I am a perfectionist, this I know to be true. I am always looking for better, because good is, well, just not good enough. Life is good for me, but could it be better? This is the question that always plagues me. Am I missing something? What if I am just doing okay and perfection is out there? Here we go with discontented again. Grrrr.
I have three BEAUTIFUL kids. I stayed home for awhile, I felt like I was missing something. I went to work part-time—unfulfilling. Now I truly have a dream job, a dreamy husband and the kids I have always dreamed of; yet, this is not it.
Will I ever get to good enough? Or will there always be something better? Discontented again.

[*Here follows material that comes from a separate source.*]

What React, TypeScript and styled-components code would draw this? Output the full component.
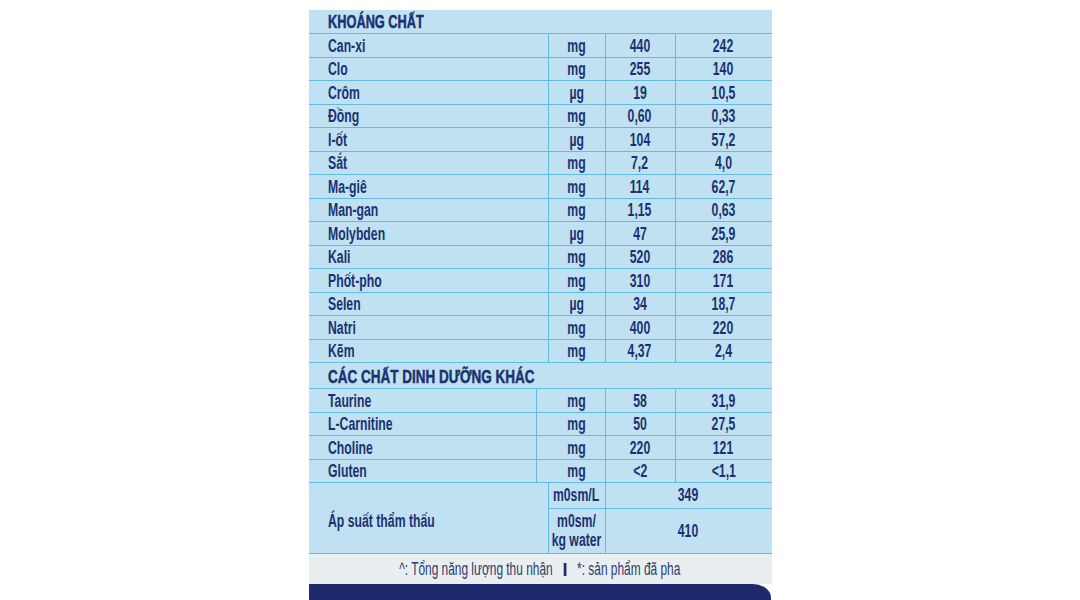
import React from "react";
import styled, { createGlobalStyle } from "styled-components";

const GlobalStyle = createGlobalStyle`
  html, body {
    margin: 0;
    padding: 0;
    background: #ffffff;
  }
  body {
    width: 1080px;
    height: 600px;
    overflow: hidden;
    font-family: "Liberation Sans Narrow", "Liberation Sans", Arial, sans-serif;
  }
`;

const colors = {
  panel: "#bfe1f1",
  line: "#62bbe0",
  text: "#1d3170",
  strip: "#e9eff1",
  navy: "#1f2a6d",
};

const Page = styled.div`
  height: 600px;
  display: flex;
  justify-content: center;
  padding-top: 10px;
  box-sizing: border-box;
`;

const Sheet = styled.div`
  width: 463px;
  display: flex;
  flex-direction: column;
`;

const Label = styled.div`
  background: ${colors.panel};
  color: ${colors.text};
  display: flex;
  flex-direction: column;
`;

const SectionTitle = styled.div<{ tall?: boolean }>`
  height: ${({ tall }) => (tall ? "25px" : "23px")};
  border-bottom: 1px solid ${colors.line};
  padding-left: 19px;
  display: flex;
  align-items: flex-end;
  font-weight: 700;
  font-size: 18px;
  line-height: 21px;
  -webkit-text-stroke: 0.5px ${colors.text};
`;

const Row = styled.div<{ cols: string }>`
  display: grid;
  grid-template-columns: ${({ cols }) => cols};
  height: 23.5px;
`;

const Cell = styled.div<{ align?: "left" | "center"; first?: boolean; shift?: number }>`
  border-bottom: 1px solid ${colors.line};
  border-left: ${({ first }) => (first ? "none" : `1px solid ${colors.line}`)};
  display: flex;
  align-items: flex-end;
  justify-content: ${({ align }) => (align === "left" ? "flex-start" : "center")};
  padding-left: ${({ align, shift }) => (align === "left" ? "19px" : `${shift || 0}px`)};
  font-size: 18px;
  font-weight: 700;
  line-height: 21px;
  overflow: hidden;
`;

const Txt = styled.span<{ origin?: string; squeeze?: number }>`
  display: inline-block;
  white-space: nowrap;
  transform: scaleX(${({ squeeze }) => squeeze || 0.68});
  transform-origin: ${({ origin }) => origin || "center"};
`;

const OsmGrid = styled.div`
  display: grid;
  grid-template-columns: 239px 57px 167px;
  grid-template-rows: 26px 44px;
`;

const OsmName = styled.div`
  grid-row: 1 / span 2;
  display: flex;
  align-items: center;
  padding-left: 19px;
  padding-top: 6px;
  font-size: 18px;
  font-weight: 700;
`;

const OsmCell = styled.div<{ last?: boolean }>`
  border-left: 1px solid ${colors.line};
  border-bottom: ${({ last }) => (last ? "none" : `1px solid ${colors.line}`)};
  display: flex;
  align-items: center;
  justify-content: center;
  text-align: center;
  font-size: 18px;
  font-weight: 700;
  line-height: 19px;
`;

const BottomLine = styled.div`
  border-bottom: 1px solid ${colors.line};
`;

const Strip = styled.div`
  background: ${colors.strip};
  height: 31px;
  display: flex;
  align-items: center;
  justify-content: center;
  color: #2b3b6e;
  font-size: 17.5px;
`;

const Divider = styled.span`
  display: inline-block;
  width: 4px;
  height: 13px;
  background: ${colors.navy};
  margin: 0 16px;
  vertical-align: -1px;
`;

const NavyBar = styled.div`
  background: ${colors.navy};
  height: 16px;
  margin-right: 1px;
  border-top-right-radius: 18px 14px;
`;

type Item = [string, string, string, string];

const minerals: Item[] = [
  ["Can-xi", "mg", "440", "242"],
  ["Clo", "mg", "255", "140"],
  ["Crôm", "µg", "19", "10,5"],
  ["Đồng", "mg", "0,60", "0,33"],
  ["I-ốt", "µg", "104", "57,2"],
  ["Sắt", "mg", "7,2", "4,0"],
  ["Ma-giê", "mg", "114", "62,7"],
  ["Man-gan", "mg", "1,15", "0,63"],
  ["Molybden", "µg", "47", "25,9"],
  ["Kali", "mg", "520", "286"],
  ["Phốt-pho", "mg", "310", "171"],
  ["Selen", "µg", "34", "18,7"],
  ["Natri", "mg", "400", "220"],
  ["Kẽm", "mg", "4,37", "2,4"],
];

const others: Item[] = [
  ["Taurine", "mg", "58", "31,9"],
  ["L-Carnitine", "mg", "50", "27,5"],
  ["Choline", "mg", "220", "121"],
  ["Gluten", "mg", "<2", "<1,1"],
];

const TableRows = ({ items, cols, unitShift }: { items: Item[]; cols: string; unitShift: number }) => (
  <>
    {items.map(([name, unit, a, b]) => (
      <Row key={name} cols={cols}>
        <Cell first align="left">
          <Txt origin="left">{name}</Txt>
        </Cell>
        <Cell shift={unitShift}>
          <Txt>{unit}</Txt>
        </Cell>
        <Cell>
          <Txt>{a}</Txt>
        </Cell>
        <Cell>
          <Txt>{b}</Txt>
        </Cell>
      </Row>
    ))}
  </>
);

export default function App() {
  return (
    <>
      <GlobalStyle />
      <Page>
        <Sheet>
          <Label>
            <SectionTitle>
              <Txt origin="left" squeeze={0.71}>KHOÁNG CHẤT</Txt>
            </SectionTitle>
            <TableRows items={minerals} cols="239px 57px 70px 97px" unitShift={0} />
            <SectionTitle tall>
              <Txt origin="left" squeeze={0.75}>CÁC CHẤT DINH DƯỠNG KHÁC</Txt>
            </SectionTitle>
            <TableRows items={others} cols="227px 69px 70px 97px" unitShift={12} />
            <OsmGrid>
              <OsmName>
                <Txt origin="left">Áp suất thẩm thấu</Txt>
              </OsmName>
              <OsmCell>
                <Txt>m0sm/L</Txt>
              </OsmCell>
              <OsmCell>
                <Txt>349</Txt>
              </OsmCell>
              <OsmCell last>
                <Txt>
                  m0sm/
                  <br />
                  kg water
                </Txt>
              </OsmCell>
              <OsmCell last>
                <Txt>410</Txt>
              </OsmCell>
            </OsmGrid>
            <BottomLine />
          </Label>
          <Strip>
            <Txt>
              ^: Tổng năng lượng thu nhận
              <Divider />
              *: sản phẩm đã pha
            </Txt>
          </Strip>
          <NavyBar />
        </Sheet>
      </Page>
    </>
  );
}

I have a new lofty dream. This fulfills me in some strange way. I have to have something to reach for, something to strive for, something to obtain. I want a country life. I want to can green beans, hang cloths on the line, and listen to crickets for entertainment. I want to live in a town so small that we know everybody’s business and linage, but no one dare to make fun of us because we are all family. I want to smell manure and like it in some strange way. I want it to take 20 minutes to drive to get your groceries and I do not want it to be a special event to see a deer or have a turtle in your backyard. I want to live where if someone found my house they would be lost! But would I be discontented because no Starbuck’s would be close and where would I wear my new black Nine West pumps? What is wrong with me! What do I want?